The results on my duplicate step are coming with some empty gaps and when I checked it all the gaps were the Action Affected in this column. Can someone explain to me what does this actually mean? Am I missing any data or this is just an extra field and I can remove all the Affected rows? There are 2 things in this column insert and affected so if I could understand a bit more about this, would be great!



    The Find duplicates step can both establish a new Duplicate store or update an existing store, which is happening in this case. You can prevent this by selecting 'Clear and re-establish store'. When updating, the column values to the left of the Cluster ID are the records you are Inserting (or Updating), but this action will naturally impact other records that are already in the store. The impacted records are shown to the right of the Cluster ID; the cluster they are in, the updated Match status, their Unique ID.
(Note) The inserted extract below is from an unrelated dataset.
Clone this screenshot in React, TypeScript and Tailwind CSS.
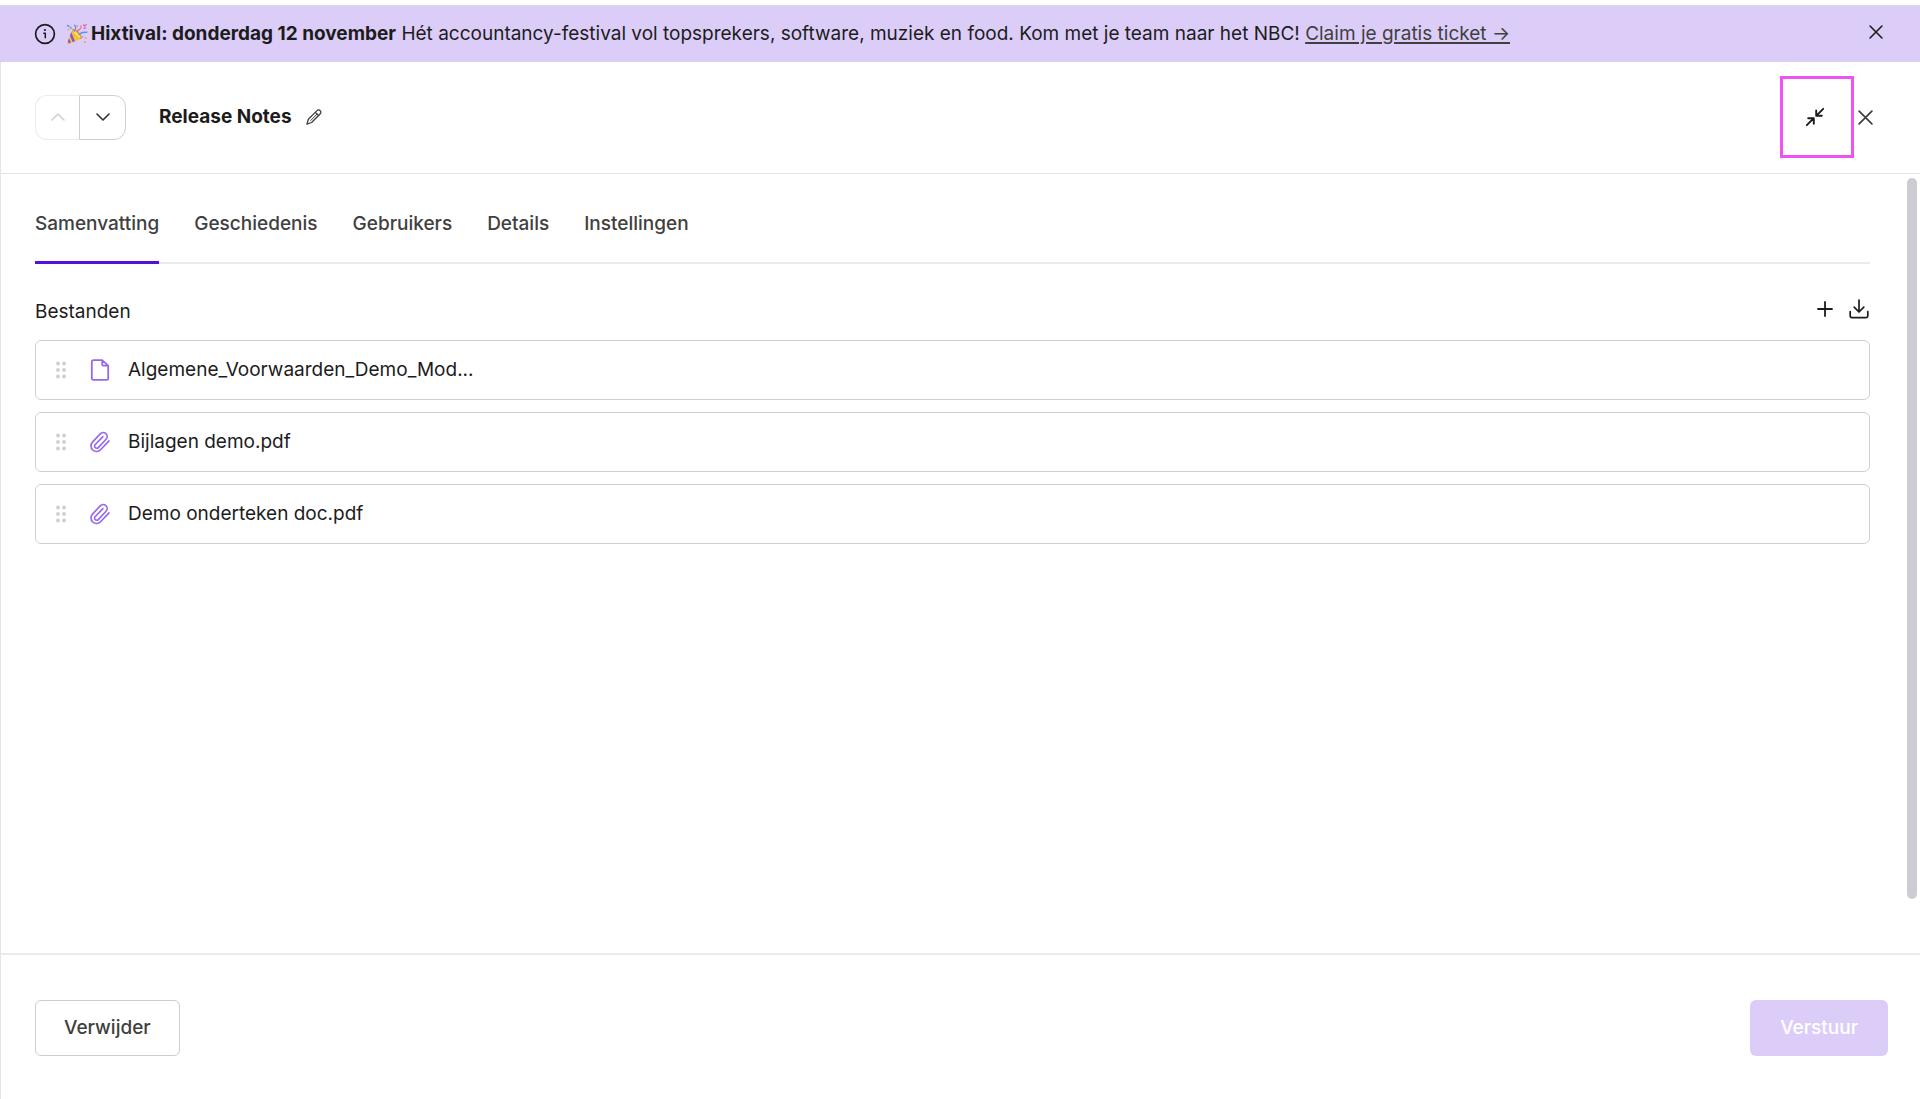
import type { ReactNode } from "react";

function Icon({ size, view, width = 1.5, children }: { size: number; view: number; width?: number; children: ReactNode }) {
  return (
    <svg
      width={size}
      height={size}
      viewBox={`0 0 ${view} ${view}`}
      fill="none"
      stroke="currentColor"
      strokeWidth={width}
      strokeLinecap="round"
      strokeLinejoin="round"
      aria-hidden="true"
      className="block shrink-0"
    >
      {children}
    </svg>
  );
}

function InfoIcon() {
  return (
    <Icon size={22} view={22} width={1.7}>
      <circle cx="11" cy="11" r="9.4" />
      <path d="M9.8 10.2h1.5v4.6" strokeWidth="1.5" />
      <circle cx="10.9" cy="7" r="1.1" fill="currentColor" stroke="none" />
    </Icon>
  );
}

function PartyIcon() {
  return (
    <svg width="22" height="22" viewBox="0 0 22 22" fill="none" aria-hidden="true" className="block shrink-0">
      <path d="M6.2 6.2 1.2 20.2c-.2.6.3 1.1.9.9l13.4-5.4Z" fill="#f6c632" />
      <path d="M5.2 9 9 18.2l-2.3 1L3.9 12.8ZM3 15.2l2 4.6-2 .8-1.2-2.2Z" fill="#8b58c9" />
      <ellipse cx="10.9" cy="10.9" rx="2.6" ry="6.6" transform="rotate(-44 10.9 10.9)" fill="#d9992a" />
      <ellipse cx="10.6" cy="11.2" rx="1.7" ry="5.4" transform="rotate(-44 10.6 11.2)" fill="#f9da55" />
      <path d="M8.2 8.2c1.8-1.8 2-4.4.4-6" stroke="#6b8ae8" strokeWidth="1.4" strokeLinecap="round" />
      <path d="M11.5 9.2c-.3-2.2 1.2-2.7 2.5-3.2 1.2-.5 1.3-1.7 1-3" stroke="#e2708d" strokeWidth="1.3" strokeLinecap="round" />
      <path d="M13 11.5c2.5-2.5 4.5-2.5 7.8-2.2" stroke="#5f92ee" strokeWidth="1.5" strokeLinecap="round" />
      <path d="m1.4 2.5 1.6.8M4.4 4.6l.8.5" stroke="#5f92ee" strokeWidth="1.4" strokeLinecap="round" />
      <path d="m17.6 1.8.9 1.4 1.8-1.6M18 5.4l1.6-.6" stroke="#df5f87" strokeWidth="1.2" strokeLinecap="round" />
      <circle cx="11.3" cy="3" r=".8" fill="#e2708d" />
      <circle cx="16.6" cy="13.8" r=".8" fill="#7b92df" />
      <circle cx="19.6" cy="14.8" r=".9" fill="#ec8b72" />
      <circle cx="18.8" cy="19" r=".9" fill="#eb9a5c" />
      <circle cx="2.4" cy="6.6" r=".8" fill="#ea8a6c" />
    </svg>
  );
}

function CloseIcon({ size }: { size: number }) {
  return (
    <Icon size={size} view={16} width={1.8}>
      <path d="m1.2 1.2 13.6 13.6M14.8 1.2 1.2 14.8" />
    </Icon>
  );
}

function PencilIcon() {
  return (
    <Icon size={16} view={16} width={1.3}>
      <path d="M11 1.6a2 2 0 0 1 3.2.2 2 2 0 0 1 .1 2.9L5.6 13.5.9 15.2l1.5-4.9Z" />
      <path d="m9.4 3.4 3.2 3.2" />
      <path d="m11.2 5-6.4 6.4" strokeWidth="1" />
    </Icon>
  );
}

function CollapseIcon() {
  return (
    <Icon size={20} view={20} width={1.9}>
      <path d="m18.2 1.8-7 7M11.2 3.4v5.4h5.6" />
      <path d="m1.8 18.2 7-7M3.2 11.2h5.6v5.6" />
    </Icon>
  );
}

function DownloadIcon() {
  return (
    <Icon size={20} view={20} width={1.7}>
      <path d="M10 1v12M5.2 8.2 10 13l4.8-4.8M1.2 12.6V17a1.6 1.6 0 0 0 1.6 1.6h14.4a1.6 1.6 0 0 0 1.6-1.6v-4.4" />
    </Icon>
  );
}

function GripIcon() {
  return (
    <svg width="10" height="18" viewBox="0 0 10 18" fill="currentColor" aria-hidden="true" className="block shrink-0">
      {[2.5, 9, 15.5].map((y) => (
        <g key={y}>
          <circle cx="2" cy={y} r="1.9" />
          <circle cx="8" cy={y} r="1.9" />
        </g>
      ))}
    </svg>
  );
}

function FileIcon() {
  return (
    <Icon size={22} view={22} width={1.8}>
      <path d="M13.2 1.2H4.400a1.600 1.600 0 0 0-1.600 1.600v16.400a1.600 1.600 0 0 0 1.600 1.600h13.200a1.600 1.600 0 0 0 1.600-1.600V6.600ZM13.200 1.200v4.200a1.300 1.300 0 0 0 1.300 1.300h4.700" />
    </Icon>
  );
}

function ClipIcon() {
  return (
    <Icon size={22} view={24} width={1.8}>
      <path d="m21.8 10.800-9.190 9.600a6 6 0 0 1-8.850-8.200l8.570-9.100a4.300 4.300 0 0 1 6.300 5.900l-8.590 9.100a2.300 2.300 0 0 1-3.400-3.100l8.490-8.900" />
    </Icon>
  );
}

const tabs = ["Samenvatting", "Geschiedenis", "Gebruikers", "Details", "Instellingen"];

const files = [
  { name: "Algemene_Voorwaarden_Demo_Mod...", kind: "file" },
  { name: "Bijlagen demo.pdf", kind: "attachment" },
  { name: "Demo onderteken doc.pdf", kind: "attachment" },
];

export default function App() {
  return (
    <div className="flex min-h-screen flex-col bg-white pt-[5px] font-['Inter',sans-serif] text-[19px] leading-7 text-[#1c1c1c]">
      <aside className="flex items-center border-t border-[#dcdbe0] bg-[#dccdf8] py-3.5 pr-9 pl-[34px]">
        <InfoIcon />
        <div className="ml-2.5 flex flex-1 items-center gap-[3px]">
          <PartyIcon />
          <p>
            <strong className="font-bold">Hixtival: donderdag 12 november</strong> Hét accountancy-festival vol
            topsprekers, software, muziek en food. Kom met je team naar het NBC!{" "}
            <a href="#ticket" className="text-[#404040] underline decoration-2 underline-offset-2">
              Claim je gratis ticket →
            </a>
          </p>
        </div>
        <button type="button" aria-label="Melding sluiten" className="-mt-1 flex size-4 items-center justify-center">
          <CloseIcon size={14} />
        </button>
      </aside>

      <div className="flex flex-1 flex-col border-l border-[#e5e4ea]">
        <header className="flex items-center border-b border-[#e4e4e8] pt-3.5 pr-[47px] pb-[15px] pl-[34px]">
          <div className="flex">
            <button
              type="button"
              disabled
              aria-label="Vorige"
              className="flex h-[45px] w-11 items-center justify-center rounded-l-xl border border-r-0 border-[#ebebeb] text-[#d0d0d0]"
            >
              <Icon size={14} view={14} width={1.6}>
                <path d="m1 10 6-6 6 6" />
              </Icon>
            </button>
            <button
              type="button"
              aria-label="Volgende"
              className="flex h-[45px] w-[47px] items-center justify-center rounded-r-xl border border-[#cfcfcf] text-[#303030]"
            >
              <Icon size={14} view={14} width={1.6}>
                <path d="m1 4 6 6 6-6" />
              </Icon>
            </button>
          </div>
          <h1 className="ml-[33px] font-bold">Release Notes</h1>
          <button type="button" aria-label="Naam bewerken" className="ml-3.5 text-[#404040]">
            <PencilIcon />
          </button>
          <div className="ml-auto flex items-center gap-1">
            <button
              type="button"
              aria-label="Verkleinen"
              className="flex h-[82px] w-[74px] items-center justify-center border-3 border-[#ee52f5] pr-1 text-[#1c1c1c]"
            >
              <CollapseIcon />
            </button>
            <button type="button" aria-label="Sluiten" className="text-[#404040]">
              <CloseIcon size={15} />
            </button>
          </div>
        </header>

        <main className="relative flex-1 pr-[50px] pl-[34px]">
          <nav aria-label="Onderdelen" className="flex gap-[35px] border-b-2 border-[#ebebef]">
            {tabs.map((tab, i) => (
              <button
                key={tab}
                type="button"
                aria-current={i === 0 ? "page" : undefined}
                className={
                  i === 0
                    ? "-mb-0.5 border-b-3 border-[#5210da] pt-9 pb-[23px] font-medium text-[#404040]"
                    : "-mb-0.5 border-b-3 border-transparent pt-9 pb-[23px] font-medium text-[#404040]"
                }
              >
                {tab}
              </button>
            ))}
          </nav>

          <div className="mt-7 flex items-center justify-between pr-px">
            <h2 className="pt-1.5">Bestanden</h2>
            <div className="flex items-center gap-4">
              <button type="button" aria-label="Bestand toevoegen">
                <Icon size={16} view={16} width={1.8}>
                  <path d="M8 1v14M1 8h14" />
                </Icon>
              </button>
              <button type="button" aria-label="Alles downloaden">
                <DownloadIcon />
              </button>
            </div>
          </div>

          <ul className="mt-3.5 flex flex-col gap-3">
            {files.map((file) => (
              <li key={file.name} className="flex items-center rounded-md border border-[#d0d0d2] py-[15px] pl-5">
                <span className="text-[#cfcfcf]">
                  <GripIcon />
                </span>
                <span className="ml-[23px] text-[#9669ec]">{file.kind === "file" ? <FileIcon /> : <ClipIcon />}</span>
                <span className="ml-[17px]">{file.name}</span>
              </li>
            ))}
          </ul>

          <div className="absolute top-1 right-[3px] bottom-[54px] w-2.5 rounded-full bg-[#cdccd2]" />
        </main>

        <footer className="flex items-center justify-between border-t-2 border-[#ebebef] pt-[45px] pr-8 pb-[43px] pl-[34px]">
          <button
            type="button"
            className="rounded-md border border-[#cdcdd0] px-7 py-[13px] font-medium text-[#404040]"
          >
            Verwijder
          </button>
          <button type="button" disabled className="rounded-md bg-[#dccdf8] px-[30px] py-3.5 font-medium text-white">
            Verstuur
          </button>
        </footer>
      </div>
    </div>
  );
}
    INSERT indicates a new record. AFFECTED - "The record's cluster ID or match status has potentially changed due to the deletion of another record in the cluster" from here: https://docs.experianaperture.io/data-quality/aperture-data-studio-v2/get-started/create-a-workflow/#find-duplicates-delete

    From the small screen shot, what I am guessing has happened here is that the UniqueIDs for all records has changed (or not been specified for the records being updated), so Cluster 183 previously had one record, no matches so a match status 4, now has a similar matching record and an updated match status 1.